The Holy Video Triumvirate: Viddler, Vimeo & YouTube
Posted on July 13, 2009 by
You’ve planned. Storyboarded. Worked with company spokespeople on messaging. Identified goals. Spent three hours filming and 24 hours editing. And now you have a concise video masterpiece of corporate vision. What’s next?
Surprise! The success of a video often depends on the promotional campaign that a superstar PR team creates around it even more than the original content. However, part of a strong promotional campaign is identifying, with your client, the goals of the video and then finding the right site on which to host a video to help achieve those goals. Where you host the video matters. Sometimes a lot.
There are a variety of hosting sites on the Web nowadays, but YouTube, Viddler and Vimeo have emerged as three of the best. More a bit later on why they make my top three list. (Readers, feel free to disagree with me or suggest others in the comments.)
First, all three offer similar basic services and offerings (public and private viewing options, statistics about how the video is faring on the site, etc.) and most agree that choosing one comes down to what you hope to achieve with your video.
Every company has different specific hopes for a video, but there are a few broad goals that we PR folks always aim for:
- Reach a wide audience.

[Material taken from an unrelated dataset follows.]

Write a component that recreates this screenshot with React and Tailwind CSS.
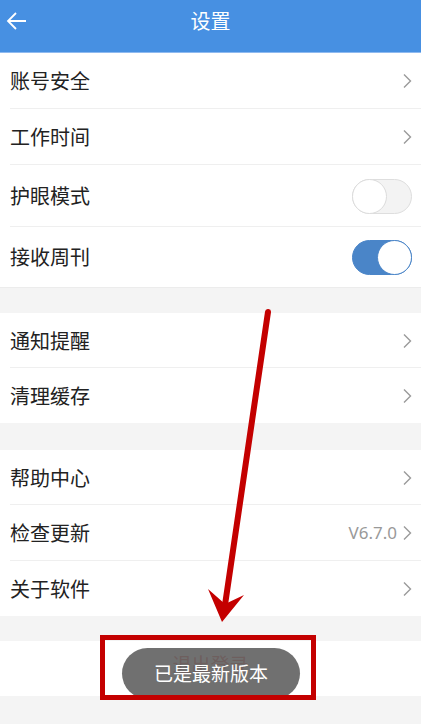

Even if the video is targeted at a specific group of people you still want access to the highest contingent of that group.
- Present that audience with a quality viewing experience (i.e. smooth playing, clear visuals and sound, etc.). No one wants to watch a choppy video.
- Have an easy back-end experience. Hard-working, time-crunched PR reps don’t want to deal with a lengthy, complex or buggy upload process.
With that in mind…
Until recently, I used to hear people say “If you want to tell the world, use YouTube. If you want to show the world, use Vimeo.” Early on, YouTube was known for an extremely large and active user community but also for shortcomings in video quality. Fuzzy images, choppy sound and other performance snags were common.
Vimeo differentiated itself with higher quality viewer experience by becoming the first site to enable HD video sharing. However, uploading videos to the site – a slow process – made reaping the benefits inefficient.
Viddler, when it launched, was knocking socks off – and being praised favorably over YouTube — with its clean UI, ease of use, speedy uploading and easy browsing. But it lacked (and still does) the enormous community of YouTube.
Over the past few years, and especially as more and more hosting sites cropped up, it seemed that compromise was the name of the game. You could have a wide audience, a quality viewing experience or a smooth back-end process, but not all three.
However, YouTube changed all that – and in my opinion justified its position as the number one video hosting site — by enabling HD video sharing last year. Add to this jump in quality the fine-tuning they have done on the uploading side and the unparalleled user base, and YouTube became my one-stop shop for meeting almost all client PR goals.
The important thing to remember, though, is that the success of a video depends on the time and energy taken to put it together, and the traction of a video depends more on the PR campaign than on where the video is housed. You can’t go wrong with any of the three sites discussed above, but having access to YouTube’s vast potential audience – and recognizable brand name — at your fingertips is nothing but an asset.
I’m curious, though. What do you all think? Anyone have great (or terrible) experiences with these sites you care to share?